Start of SUPPLIED DATA

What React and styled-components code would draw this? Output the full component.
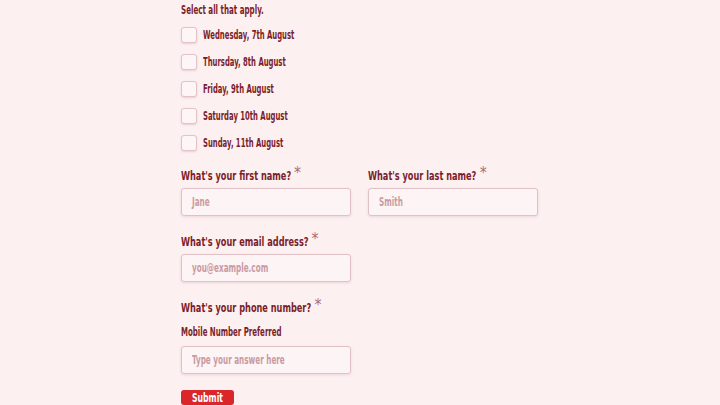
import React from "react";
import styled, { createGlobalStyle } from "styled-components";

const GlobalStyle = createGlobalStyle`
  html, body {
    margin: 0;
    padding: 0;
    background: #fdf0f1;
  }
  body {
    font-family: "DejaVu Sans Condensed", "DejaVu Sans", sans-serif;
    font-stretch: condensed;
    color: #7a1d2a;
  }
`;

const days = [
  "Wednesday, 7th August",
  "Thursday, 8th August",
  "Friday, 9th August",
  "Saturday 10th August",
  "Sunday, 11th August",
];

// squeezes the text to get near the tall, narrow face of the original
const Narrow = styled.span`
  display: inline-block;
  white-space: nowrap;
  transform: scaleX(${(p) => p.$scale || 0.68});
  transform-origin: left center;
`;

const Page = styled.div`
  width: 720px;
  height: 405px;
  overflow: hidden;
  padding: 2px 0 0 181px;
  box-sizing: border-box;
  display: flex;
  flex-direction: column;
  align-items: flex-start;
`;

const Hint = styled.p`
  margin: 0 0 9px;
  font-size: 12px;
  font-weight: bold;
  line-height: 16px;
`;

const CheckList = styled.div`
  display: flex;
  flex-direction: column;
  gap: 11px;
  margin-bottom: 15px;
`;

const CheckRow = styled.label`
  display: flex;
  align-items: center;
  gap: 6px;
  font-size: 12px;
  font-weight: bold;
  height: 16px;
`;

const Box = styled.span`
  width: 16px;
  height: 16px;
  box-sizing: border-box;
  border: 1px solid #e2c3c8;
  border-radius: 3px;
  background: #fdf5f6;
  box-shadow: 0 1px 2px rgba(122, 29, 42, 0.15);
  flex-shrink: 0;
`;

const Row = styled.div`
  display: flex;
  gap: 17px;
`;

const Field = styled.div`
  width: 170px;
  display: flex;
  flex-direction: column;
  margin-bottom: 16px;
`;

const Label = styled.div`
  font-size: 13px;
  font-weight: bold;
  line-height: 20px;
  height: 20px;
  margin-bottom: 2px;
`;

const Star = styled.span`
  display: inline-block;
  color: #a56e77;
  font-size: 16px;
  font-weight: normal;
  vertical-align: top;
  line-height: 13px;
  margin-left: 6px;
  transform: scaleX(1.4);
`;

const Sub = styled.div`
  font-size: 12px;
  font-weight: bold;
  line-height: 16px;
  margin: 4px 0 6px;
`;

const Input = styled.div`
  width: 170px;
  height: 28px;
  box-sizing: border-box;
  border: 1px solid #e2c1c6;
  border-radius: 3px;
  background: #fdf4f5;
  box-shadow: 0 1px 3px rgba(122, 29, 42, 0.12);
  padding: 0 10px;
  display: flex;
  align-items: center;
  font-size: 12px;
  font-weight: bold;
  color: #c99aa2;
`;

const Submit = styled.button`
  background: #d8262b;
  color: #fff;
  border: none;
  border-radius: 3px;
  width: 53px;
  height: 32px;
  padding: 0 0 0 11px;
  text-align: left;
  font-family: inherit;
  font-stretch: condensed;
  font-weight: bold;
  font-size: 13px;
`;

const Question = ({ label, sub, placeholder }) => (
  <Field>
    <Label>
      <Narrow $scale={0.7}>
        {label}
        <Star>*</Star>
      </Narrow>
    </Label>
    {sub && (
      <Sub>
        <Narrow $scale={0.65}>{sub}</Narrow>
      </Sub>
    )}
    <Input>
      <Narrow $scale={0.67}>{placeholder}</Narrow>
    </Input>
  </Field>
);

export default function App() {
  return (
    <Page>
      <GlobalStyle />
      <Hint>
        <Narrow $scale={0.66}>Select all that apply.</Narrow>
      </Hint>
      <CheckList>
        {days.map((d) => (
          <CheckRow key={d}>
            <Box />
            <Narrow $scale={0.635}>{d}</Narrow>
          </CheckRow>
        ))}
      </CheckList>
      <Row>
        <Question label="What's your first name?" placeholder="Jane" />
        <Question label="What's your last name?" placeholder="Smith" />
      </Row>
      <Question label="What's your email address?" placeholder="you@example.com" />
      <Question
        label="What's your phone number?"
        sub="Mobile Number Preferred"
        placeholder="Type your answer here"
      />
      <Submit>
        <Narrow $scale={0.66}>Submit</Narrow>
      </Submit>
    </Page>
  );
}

End of SUPPLIED DATA
Start of SUPPLIED DATA

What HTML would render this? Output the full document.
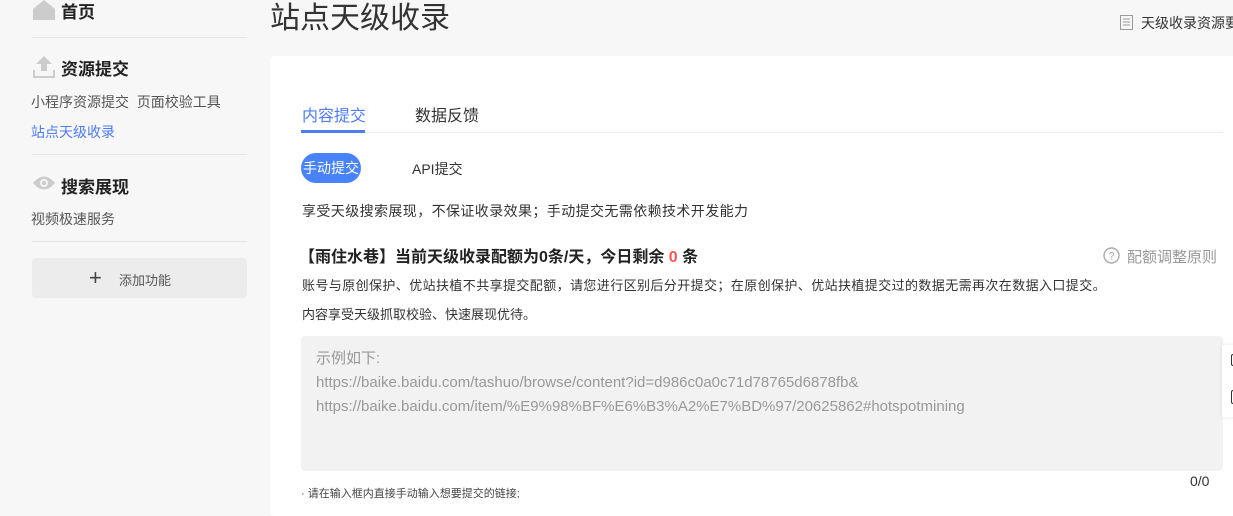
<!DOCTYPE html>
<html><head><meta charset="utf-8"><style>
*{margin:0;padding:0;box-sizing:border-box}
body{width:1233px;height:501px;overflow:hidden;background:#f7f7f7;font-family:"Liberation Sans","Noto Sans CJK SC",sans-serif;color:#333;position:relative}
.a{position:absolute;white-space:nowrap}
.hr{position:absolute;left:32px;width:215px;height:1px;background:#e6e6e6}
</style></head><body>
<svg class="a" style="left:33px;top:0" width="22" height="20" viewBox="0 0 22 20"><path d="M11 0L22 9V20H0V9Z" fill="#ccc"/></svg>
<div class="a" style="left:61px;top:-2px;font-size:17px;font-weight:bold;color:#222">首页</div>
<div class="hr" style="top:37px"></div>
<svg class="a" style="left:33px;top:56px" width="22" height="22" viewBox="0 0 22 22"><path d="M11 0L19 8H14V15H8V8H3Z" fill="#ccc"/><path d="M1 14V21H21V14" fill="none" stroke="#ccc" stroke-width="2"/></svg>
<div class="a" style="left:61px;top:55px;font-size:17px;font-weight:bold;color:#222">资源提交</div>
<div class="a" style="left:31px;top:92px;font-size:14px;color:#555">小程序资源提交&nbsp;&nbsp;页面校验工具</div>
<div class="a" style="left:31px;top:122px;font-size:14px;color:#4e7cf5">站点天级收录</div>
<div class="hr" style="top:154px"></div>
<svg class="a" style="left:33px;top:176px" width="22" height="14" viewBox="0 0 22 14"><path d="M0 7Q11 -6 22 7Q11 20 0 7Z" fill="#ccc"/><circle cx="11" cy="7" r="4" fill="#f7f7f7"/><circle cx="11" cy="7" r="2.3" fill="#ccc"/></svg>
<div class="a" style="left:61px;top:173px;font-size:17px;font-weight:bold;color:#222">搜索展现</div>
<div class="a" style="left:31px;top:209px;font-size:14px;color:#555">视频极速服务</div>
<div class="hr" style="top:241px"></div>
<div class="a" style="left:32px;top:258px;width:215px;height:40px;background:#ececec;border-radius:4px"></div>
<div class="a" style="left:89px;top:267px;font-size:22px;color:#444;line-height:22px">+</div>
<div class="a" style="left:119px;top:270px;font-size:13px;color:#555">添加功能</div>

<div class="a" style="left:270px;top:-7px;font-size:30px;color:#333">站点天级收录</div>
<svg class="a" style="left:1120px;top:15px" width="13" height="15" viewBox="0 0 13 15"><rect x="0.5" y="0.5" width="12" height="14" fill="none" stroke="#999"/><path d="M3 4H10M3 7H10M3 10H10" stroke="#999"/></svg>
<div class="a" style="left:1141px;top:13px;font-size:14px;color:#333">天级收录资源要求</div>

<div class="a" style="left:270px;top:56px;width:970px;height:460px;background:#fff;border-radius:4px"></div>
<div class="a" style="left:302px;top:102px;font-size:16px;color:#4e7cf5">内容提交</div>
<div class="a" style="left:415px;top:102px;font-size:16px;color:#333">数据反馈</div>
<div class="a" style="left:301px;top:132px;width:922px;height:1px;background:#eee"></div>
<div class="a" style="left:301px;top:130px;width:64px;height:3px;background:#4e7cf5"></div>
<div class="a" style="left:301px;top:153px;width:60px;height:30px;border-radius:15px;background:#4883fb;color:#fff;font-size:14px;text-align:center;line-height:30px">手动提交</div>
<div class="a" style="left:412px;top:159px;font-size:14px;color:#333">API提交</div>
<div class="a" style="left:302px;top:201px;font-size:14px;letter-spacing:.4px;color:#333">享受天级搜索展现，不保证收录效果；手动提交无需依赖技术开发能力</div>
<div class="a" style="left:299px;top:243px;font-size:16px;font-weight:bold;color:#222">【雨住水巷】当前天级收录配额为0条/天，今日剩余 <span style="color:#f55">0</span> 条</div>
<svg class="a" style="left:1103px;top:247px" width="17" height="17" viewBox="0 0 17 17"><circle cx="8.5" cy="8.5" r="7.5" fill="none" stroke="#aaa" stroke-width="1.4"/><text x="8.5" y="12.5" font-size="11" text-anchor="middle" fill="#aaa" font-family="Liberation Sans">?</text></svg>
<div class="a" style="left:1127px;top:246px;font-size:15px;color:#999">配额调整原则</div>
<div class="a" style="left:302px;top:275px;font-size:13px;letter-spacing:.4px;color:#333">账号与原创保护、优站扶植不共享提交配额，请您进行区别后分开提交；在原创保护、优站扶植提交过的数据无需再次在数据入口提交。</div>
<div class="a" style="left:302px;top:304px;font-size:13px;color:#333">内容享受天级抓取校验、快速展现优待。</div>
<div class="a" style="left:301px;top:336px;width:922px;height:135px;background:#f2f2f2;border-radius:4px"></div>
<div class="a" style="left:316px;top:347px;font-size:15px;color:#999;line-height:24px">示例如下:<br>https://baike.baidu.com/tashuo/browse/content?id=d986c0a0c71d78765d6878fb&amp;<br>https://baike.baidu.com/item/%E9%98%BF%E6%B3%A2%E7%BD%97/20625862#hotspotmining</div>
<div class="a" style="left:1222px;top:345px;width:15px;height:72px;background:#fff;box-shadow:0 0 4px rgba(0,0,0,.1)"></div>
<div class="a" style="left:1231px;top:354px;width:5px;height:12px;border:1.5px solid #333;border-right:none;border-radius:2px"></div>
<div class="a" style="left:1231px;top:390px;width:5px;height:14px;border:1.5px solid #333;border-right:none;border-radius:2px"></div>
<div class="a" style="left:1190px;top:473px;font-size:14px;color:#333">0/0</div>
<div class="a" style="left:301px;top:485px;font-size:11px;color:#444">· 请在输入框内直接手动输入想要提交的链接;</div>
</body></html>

End of SUPPLIED DATA

> TASK PROMPT:
Reply with one number: the count of lines in the entries that include the word "full".

> TASK OUTPUT:
2